Prototyping an Active Neutron Veto for SuperCDMS
Robert Calkins, Ben Loer (for the SuperCDMS Collaboration)

TL;DR
This paper explores the design and testing of an active neutron veto system using organic liquid scintillator and wavelength-shifting fibers to reduce neutron background in the SuperCDMS dark matter detector.
Contribution
It presents a novel active neutron veto design tailored for the SuperCDMS experiment, including R&D results and prototype performance evaluations.
Findings
Veto design achieves promising neutron detection efficiency.
Prototype testing demonstrates feasibility within space constraints.
Enhanced neutron capture agents improve veto performance.
Abstract
Neutrons, originating cosmogenically or from radioactive decays, can produce signals in dark matter detectors that are indistinguishable from Weakly Interacting Massive Particles (WIMPs).
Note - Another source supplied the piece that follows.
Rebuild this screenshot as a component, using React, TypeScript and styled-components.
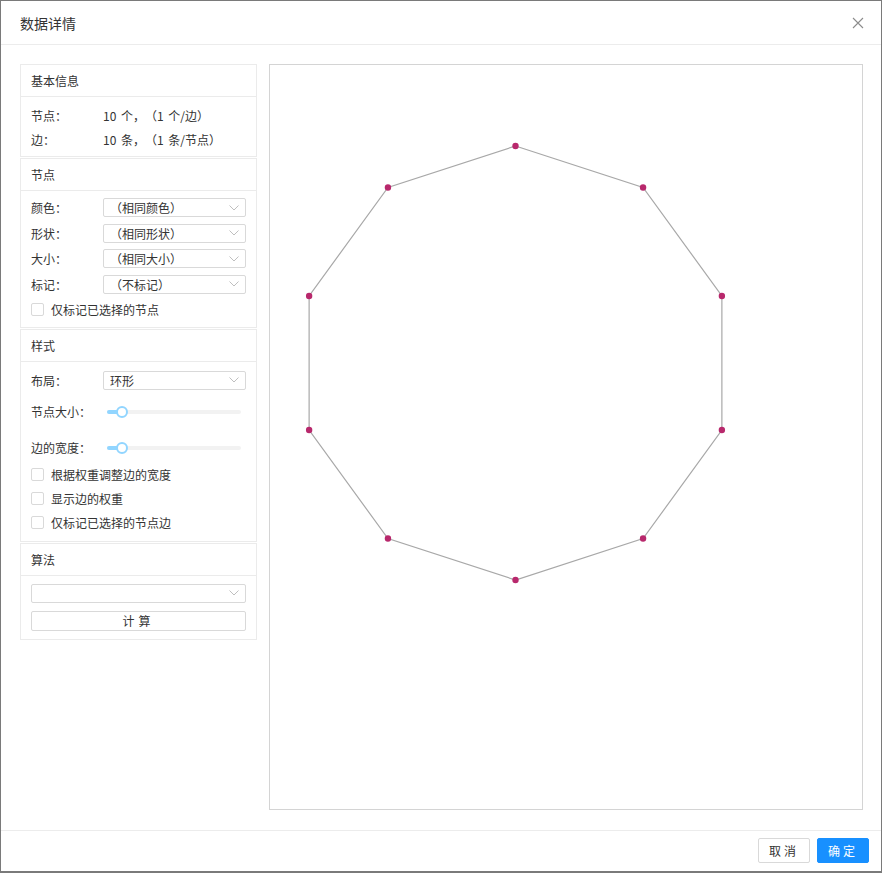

To combat this background for the SuperCDMS SNOLAB experiment, we are investigating designs for an active neutron veto within the constrained space of the compact SuperCDMS passive shielding. The current design employs an organic liquid scintillator mixed with an agent to enhance thermal neutron captures, with the scintillation light collected using wavelength-shifting fibers and read out by silicon photo-multipliers. We will describe the proposed veto and its predicted efficiency in detail and give some recent results from our R&D and prototyping efforts.